Details
Automated Analysis of Achilles Reflex Response Using Signal Processing and Supervised Learning
Year: 2026
Term: Winter
Student Name: Maria Villagomez
Supervisor: Matthew Holden
Abstract: The Achilles tendon reflex half-relaxation time (HRT) is a clinically established marker of thyroid function, with hypothyroid patients displaying lengthened reflex responses compared to euthyroid individuals. Despite its diagnostic value, obtaining quantifiable metrics remains limited by the need for manual annotation: while physicians can visually assess reflex delay at the bedside, reliable HRT measurement requires precise marking of reflex onset and offset from a recorded signal. This thesis presents a fully automated pipeline for HRT extraction from smartphone videos of the Achilles reflex, requiring no manual labelling at inference time. The pipeline operates in three stages: (1) frame-wise segmentation of reflex intervals from the heel-displacement signal using U-Time; (2) complex-level validity classification using MiniROCKET, which filters out reflex complexes unsuitable for HRT measurement; and (3) HRT computation via a velocity-based onset detection method. All components are evaluated under leave-one-subject-out cross-validation across 18 healthy volunteers, each contributing one left-leg and one right-leg recording. An ablation over 24 pipeline combinations identified velocity-based onset detection as the dominant factor, reducing mean absolute error (MAE) by approximately 5× relative to segment-boundary onset across all pipeline modes.

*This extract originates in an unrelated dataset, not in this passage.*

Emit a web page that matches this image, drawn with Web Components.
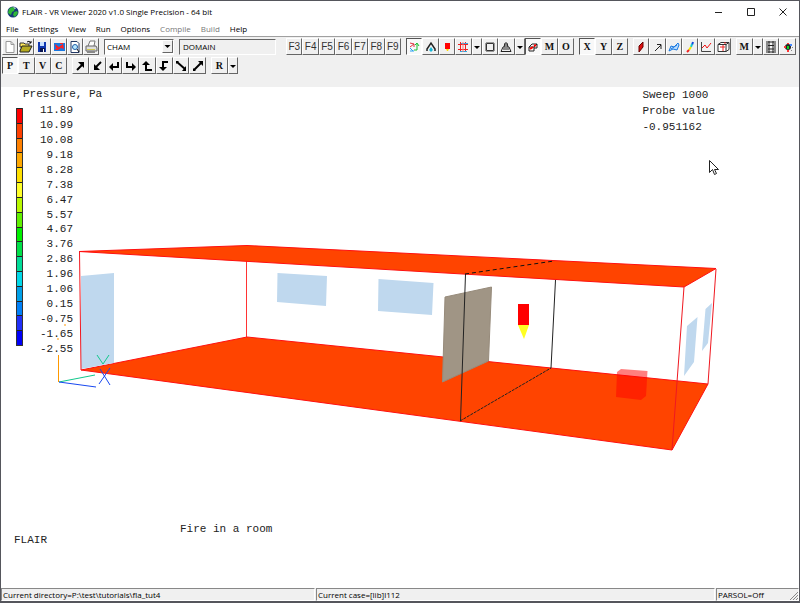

The best full-ML pipeline (peak de- tection combined with MiniROCKET classification and velocity-based onset) achieved an MAE of 21.8 ms across 30 recordings. A one-sided non-inferiority test confirmed that model- rater differences fall within the ±30 ms clinical equivalence margin (p = 0.0008), confirming that the pipeline is a non-inferior substitute for a human rater for the purpose of euthyroid/hypothyroid screening. Inter-rater MAE among four clinicians was 14.7 ms, providing context for the model’s 21.8 ms error. These results demonstrate that accurate, fully automated Achilles reflex HRT extraction from consumer-grade smartphone video is clinically feasible, and motivate future validation in cohorts including diagnosed hypo/hyperthyroid patients.